ホセさんがたっぷりスープをお皿に入れてくれる。少しだけワインを注いでもらい、後は水を飲むことにする。
話題はNATOや、イギリスの国内の問題、金融政策、酒税とちょびっと硬派。フィンランドの男性が熱心に時事問題についてUKやデンマークの男性に訊ねている。
ちょっと難しいので、部分的に訳して男の子に教えてあげた。
兎に角ここのアルベルゲはご飯が美味しかった。ホセさんのタイミングの良いサービスと、会話も相まって、楽しい(けどちょっと硬派な)ディナーを楽しむ事ができた。
ホセさんは離婚していて一人でアルベルゲを経営しているそうだ。3月から10月末までアルベルゲで働いて、冬の間は違う仕事をしながら語学を勉強するそうだ。数年前まで英語を喋れなかったと言う彼は、そんな事を微塵も思わせないくらい流暢に喋っていた。
離婚は寂しいけれど、幸せな暮らしだそうだ。
ホセさんは、アルベルゲを経営していると、色んな国民性が見えてくると言っていた。巡礼者は、ユーロ圏やスペイン国内からの人が多いとも。日本人は1〜2%。韓国の人はもっと多いらしい。
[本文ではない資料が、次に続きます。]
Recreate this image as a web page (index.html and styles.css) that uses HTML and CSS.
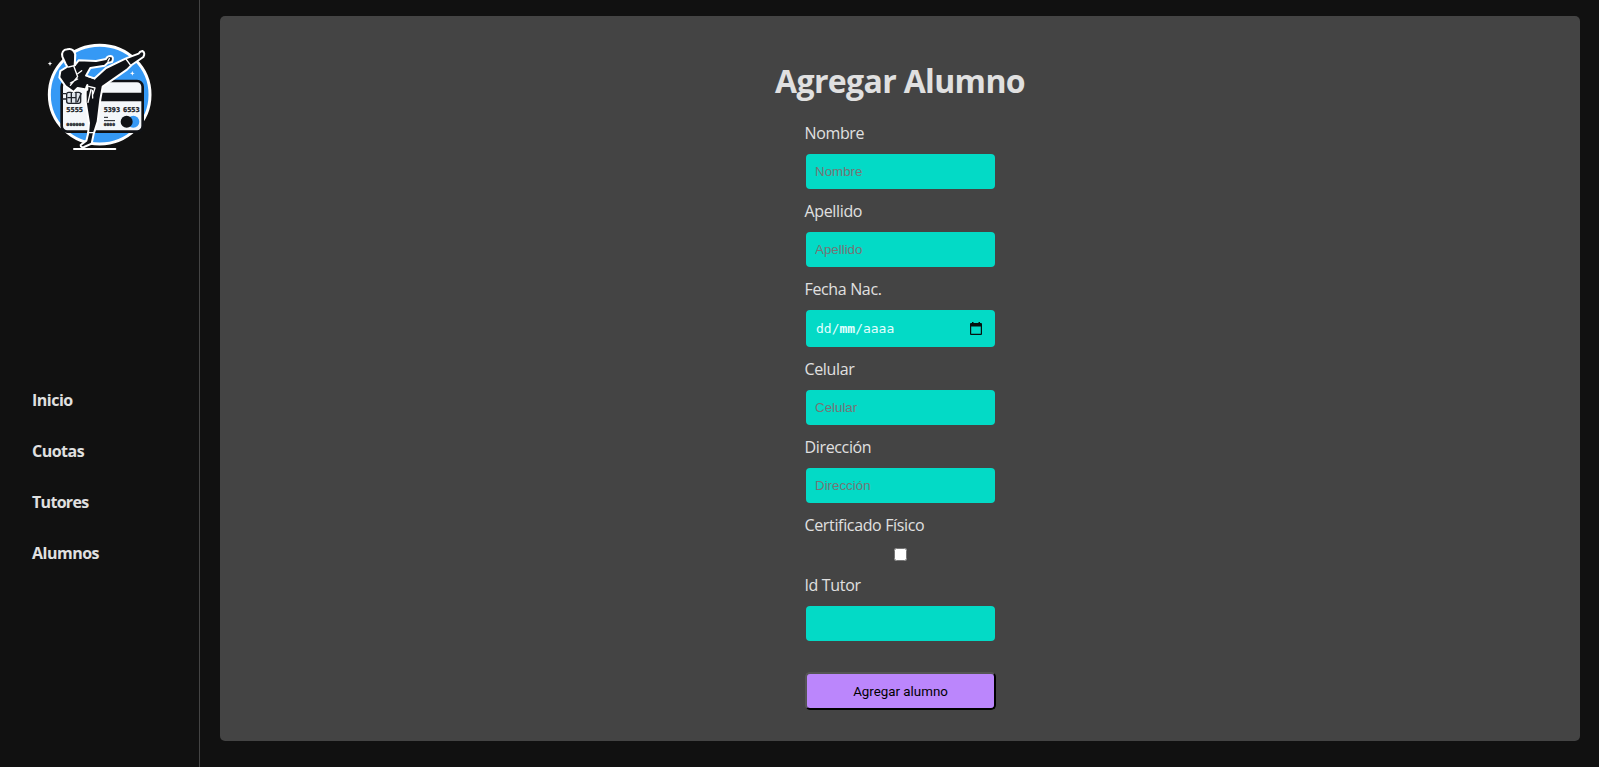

ジェスチャーとトークで各国の人の特徴を話してくれた。それと格言も。
「最後の1、2kmはゆっくり歩いた方がいい。楽に、楽しんで歩く方がいいんだよ!」
サイモンさんはそれについて一言ありそうだったが、私は概ねホセさんに同意だ。楽に楽しく、の方が時間の使い方が良い気がする。
素敵なディナーの後、洗濯ものを取り込んで、1日が終わった。